One of the best known stories in recent Scots history has to do with a little Skye terrier named Bobby.  He was a shaggy little dog that belonged to John Gray.   Mr. Gray worked for the Edinburgh City Police as a night watchman.  When he died he was buried in Grayfriar’s Kirkyard in the Old Town of Edinburgh.  Bobby then became known locally, spending the rest of his life sitting on his master’s grave.  In 1867, Lord Provost of Edinburgh, Sir William Chambers, who was also a director of the Scottish Society for the Prevention of Cruelty to Animals, paid for Bobby’s license and gave the dog a collar, now in the Museum of Edinburgh.  Bobby is said to have sat by the grave for 14 years.  He was fed by a kindly inn keeper.  He died in 1872 and was buried just inside the gate not far from John Gray’s grave.  Some say this is a ‘shaggy dog’ story that was concocted as a Victorian publicity stunt.  A bronze statue of Bobby is outside the church yard gate and passersby often stop to rub Bobby’s nose for good luck.  This is a fairly recent ‘tradition’ probably associated with touching the philosopher Hume’s toe up on the Royal Mile.  Last year the City Council of Edinburgh had the statue restored and repainted since Bobby’s nose was showing up shiny brass from under the black paint.  Soon after the restoration was complete some vandal came in the middle of the night with and abrasive of some sort and took the paint off the nose.  People are anxious to maintain traditions no matter how new they may be.

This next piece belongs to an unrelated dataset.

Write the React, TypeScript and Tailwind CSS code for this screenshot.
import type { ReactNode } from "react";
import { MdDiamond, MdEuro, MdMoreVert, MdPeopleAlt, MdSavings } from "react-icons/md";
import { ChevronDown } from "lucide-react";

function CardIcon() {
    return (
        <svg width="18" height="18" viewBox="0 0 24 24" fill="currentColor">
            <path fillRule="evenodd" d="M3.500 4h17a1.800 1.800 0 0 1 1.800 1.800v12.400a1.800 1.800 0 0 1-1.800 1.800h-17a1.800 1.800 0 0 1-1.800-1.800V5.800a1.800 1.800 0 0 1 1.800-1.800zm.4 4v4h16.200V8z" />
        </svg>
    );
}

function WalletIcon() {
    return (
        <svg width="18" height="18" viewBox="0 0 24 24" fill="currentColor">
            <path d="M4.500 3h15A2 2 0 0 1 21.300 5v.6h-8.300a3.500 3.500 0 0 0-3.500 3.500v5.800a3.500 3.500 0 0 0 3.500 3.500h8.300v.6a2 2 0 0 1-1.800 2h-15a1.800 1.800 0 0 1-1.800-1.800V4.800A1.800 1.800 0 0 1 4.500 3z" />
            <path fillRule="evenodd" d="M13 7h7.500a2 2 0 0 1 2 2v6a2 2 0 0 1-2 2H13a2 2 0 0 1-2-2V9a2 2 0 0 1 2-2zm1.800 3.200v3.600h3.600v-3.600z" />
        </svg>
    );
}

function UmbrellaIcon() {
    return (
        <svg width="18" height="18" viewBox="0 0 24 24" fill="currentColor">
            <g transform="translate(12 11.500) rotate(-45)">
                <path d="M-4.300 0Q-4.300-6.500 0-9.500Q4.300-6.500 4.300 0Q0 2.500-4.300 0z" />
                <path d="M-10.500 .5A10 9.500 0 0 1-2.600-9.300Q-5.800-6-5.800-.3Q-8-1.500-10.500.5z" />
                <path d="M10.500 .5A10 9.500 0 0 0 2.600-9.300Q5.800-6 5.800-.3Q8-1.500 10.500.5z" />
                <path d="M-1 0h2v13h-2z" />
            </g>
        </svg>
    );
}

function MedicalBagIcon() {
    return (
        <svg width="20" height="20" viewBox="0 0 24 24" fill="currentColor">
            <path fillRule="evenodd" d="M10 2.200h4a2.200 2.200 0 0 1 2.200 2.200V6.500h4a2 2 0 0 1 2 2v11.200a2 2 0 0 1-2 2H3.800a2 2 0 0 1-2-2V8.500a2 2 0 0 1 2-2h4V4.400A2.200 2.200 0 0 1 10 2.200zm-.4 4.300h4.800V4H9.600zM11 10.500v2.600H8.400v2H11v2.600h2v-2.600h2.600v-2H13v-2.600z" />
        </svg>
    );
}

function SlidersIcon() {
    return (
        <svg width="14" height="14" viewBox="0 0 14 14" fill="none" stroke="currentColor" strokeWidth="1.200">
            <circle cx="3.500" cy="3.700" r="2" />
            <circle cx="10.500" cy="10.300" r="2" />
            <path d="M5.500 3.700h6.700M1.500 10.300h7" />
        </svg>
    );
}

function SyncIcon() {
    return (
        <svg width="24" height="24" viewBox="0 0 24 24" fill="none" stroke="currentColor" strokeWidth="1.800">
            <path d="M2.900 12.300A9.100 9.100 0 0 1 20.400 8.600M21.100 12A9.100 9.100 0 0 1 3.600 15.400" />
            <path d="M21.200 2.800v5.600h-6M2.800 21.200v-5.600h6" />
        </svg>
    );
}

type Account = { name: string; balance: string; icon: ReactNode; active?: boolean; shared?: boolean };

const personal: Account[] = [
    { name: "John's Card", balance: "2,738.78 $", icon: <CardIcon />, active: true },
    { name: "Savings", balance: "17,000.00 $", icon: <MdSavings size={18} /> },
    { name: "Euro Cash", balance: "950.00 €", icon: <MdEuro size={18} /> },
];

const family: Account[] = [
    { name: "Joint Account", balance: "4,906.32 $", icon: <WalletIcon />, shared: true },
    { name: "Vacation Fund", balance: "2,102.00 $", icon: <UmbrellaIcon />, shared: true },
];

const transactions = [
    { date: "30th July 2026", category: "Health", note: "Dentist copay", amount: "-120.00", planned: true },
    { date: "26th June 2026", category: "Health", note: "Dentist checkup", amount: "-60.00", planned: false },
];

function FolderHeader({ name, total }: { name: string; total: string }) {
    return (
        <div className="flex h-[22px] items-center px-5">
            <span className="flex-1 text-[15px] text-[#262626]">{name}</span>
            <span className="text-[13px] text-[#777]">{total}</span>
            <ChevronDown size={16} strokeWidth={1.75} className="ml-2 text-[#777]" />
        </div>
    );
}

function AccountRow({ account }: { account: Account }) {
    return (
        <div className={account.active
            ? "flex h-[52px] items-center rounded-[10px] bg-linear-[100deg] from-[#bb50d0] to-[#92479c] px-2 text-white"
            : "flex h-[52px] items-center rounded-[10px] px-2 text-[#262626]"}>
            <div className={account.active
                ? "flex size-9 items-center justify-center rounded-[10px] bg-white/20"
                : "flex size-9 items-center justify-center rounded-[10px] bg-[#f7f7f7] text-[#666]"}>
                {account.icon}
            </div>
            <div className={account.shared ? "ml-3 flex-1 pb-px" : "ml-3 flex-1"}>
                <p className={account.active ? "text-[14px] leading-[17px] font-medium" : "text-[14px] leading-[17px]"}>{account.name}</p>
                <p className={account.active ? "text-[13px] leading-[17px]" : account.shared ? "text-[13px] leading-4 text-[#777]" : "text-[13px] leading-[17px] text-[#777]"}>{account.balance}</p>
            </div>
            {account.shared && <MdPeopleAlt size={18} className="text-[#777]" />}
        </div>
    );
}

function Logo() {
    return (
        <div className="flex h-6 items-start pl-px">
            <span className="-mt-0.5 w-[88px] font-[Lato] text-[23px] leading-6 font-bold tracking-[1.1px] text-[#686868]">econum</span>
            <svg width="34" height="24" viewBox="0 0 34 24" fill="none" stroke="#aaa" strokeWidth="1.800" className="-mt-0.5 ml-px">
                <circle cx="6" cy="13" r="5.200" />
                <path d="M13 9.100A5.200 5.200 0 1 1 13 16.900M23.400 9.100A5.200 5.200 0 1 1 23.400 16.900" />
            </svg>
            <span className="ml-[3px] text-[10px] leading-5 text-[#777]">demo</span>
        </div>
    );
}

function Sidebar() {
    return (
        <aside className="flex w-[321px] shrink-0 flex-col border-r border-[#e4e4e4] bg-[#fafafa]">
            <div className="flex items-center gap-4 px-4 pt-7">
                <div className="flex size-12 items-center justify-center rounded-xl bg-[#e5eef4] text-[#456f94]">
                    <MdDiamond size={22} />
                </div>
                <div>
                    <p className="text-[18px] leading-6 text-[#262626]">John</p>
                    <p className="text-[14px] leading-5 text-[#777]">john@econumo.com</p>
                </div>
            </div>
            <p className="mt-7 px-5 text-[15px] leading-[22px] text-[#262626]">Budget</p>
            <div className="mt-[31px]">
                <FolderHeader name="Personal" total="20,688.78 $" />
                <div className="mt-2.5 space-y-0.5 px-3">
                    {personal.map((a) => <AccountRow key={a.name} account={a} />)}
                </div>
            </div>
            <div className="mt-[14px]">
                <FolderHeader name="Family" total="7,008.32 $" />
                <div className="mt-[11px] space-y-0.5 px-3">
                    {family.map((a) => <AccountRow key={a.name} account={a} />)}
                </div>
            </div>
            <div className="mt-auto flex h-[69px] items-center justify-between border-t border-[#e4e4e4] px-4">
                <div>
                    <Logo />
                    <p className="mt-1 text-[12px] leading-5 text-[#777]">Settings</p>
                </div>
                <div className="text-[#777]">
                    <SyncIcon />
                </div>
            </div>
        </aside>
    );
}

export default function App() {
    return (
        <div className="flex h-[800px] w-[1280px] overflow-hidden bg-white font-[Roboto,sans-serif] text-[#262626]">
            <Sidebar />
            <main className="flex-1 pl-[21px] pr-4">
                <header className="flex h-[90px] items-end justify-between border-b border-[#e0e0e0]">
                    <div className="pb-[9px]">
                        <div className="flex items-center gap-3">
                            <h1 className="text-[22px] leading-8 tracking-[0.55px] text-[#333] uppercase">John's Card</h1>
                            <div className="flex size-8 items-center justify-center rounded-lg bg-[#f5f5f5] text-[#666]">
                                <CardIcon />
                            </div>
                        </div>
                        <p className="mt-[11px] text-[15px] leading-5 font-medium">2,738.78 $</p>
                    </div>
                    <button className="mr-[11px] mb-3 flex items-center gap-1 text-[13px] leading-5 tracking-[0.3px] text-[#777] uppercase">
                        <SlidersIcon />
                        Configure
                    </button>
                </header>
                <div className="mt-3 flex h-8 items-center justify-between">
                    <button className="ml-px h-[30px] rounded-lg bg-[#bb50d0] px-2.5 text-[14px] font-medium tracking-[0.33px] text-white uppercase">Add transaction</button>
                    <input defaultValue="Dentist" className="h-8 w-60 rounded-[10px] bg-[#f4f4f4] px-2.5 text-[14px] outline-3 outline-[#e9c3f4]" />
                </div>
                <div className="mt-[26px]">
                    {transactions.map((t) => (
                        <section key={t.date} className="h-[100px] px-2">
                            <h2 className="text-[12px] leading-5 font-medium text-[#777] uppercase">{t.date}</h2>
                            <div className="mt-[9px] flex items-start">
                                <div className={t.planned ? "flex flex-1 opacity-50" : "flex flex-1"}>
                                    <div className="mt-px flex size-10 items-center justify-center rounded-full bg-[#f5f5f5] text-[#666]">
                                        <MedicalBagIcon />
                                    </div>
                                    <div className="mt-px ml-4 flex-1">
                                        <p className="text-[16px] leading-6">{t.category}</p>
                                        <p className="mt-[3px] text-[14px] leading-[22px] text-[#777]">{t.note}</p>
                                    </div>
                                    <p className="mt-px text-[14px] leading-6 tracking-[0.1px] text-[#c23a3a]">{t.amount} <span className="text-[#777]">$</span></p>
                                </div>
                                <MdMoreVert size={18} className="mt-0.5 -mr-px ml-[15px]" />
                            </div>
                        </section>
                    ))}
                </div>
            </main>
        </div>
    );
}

Toby was Ed Henson’s dog.  It is widely recalled that George Tom Proctor would go down to the store most days and while visiting there would enjoy a box of chocolate milk.  Toby would sit down beside George Tom and wait to get to finish the milk from the bottom of the carton.  Bring your own set of recollections down to the Historic Emporium over on the North Side of the Square on the broad banks of Old Fox Creek.  New traditions are being invented every day.  Dorothy, herself, in the” Wizard of Oz” was talking to her little dog, Toto, when she said; “There’s no place like home!”  The sights and sounds of faraway lands are truly grand, but home is Champion—Looking on the Bright Side!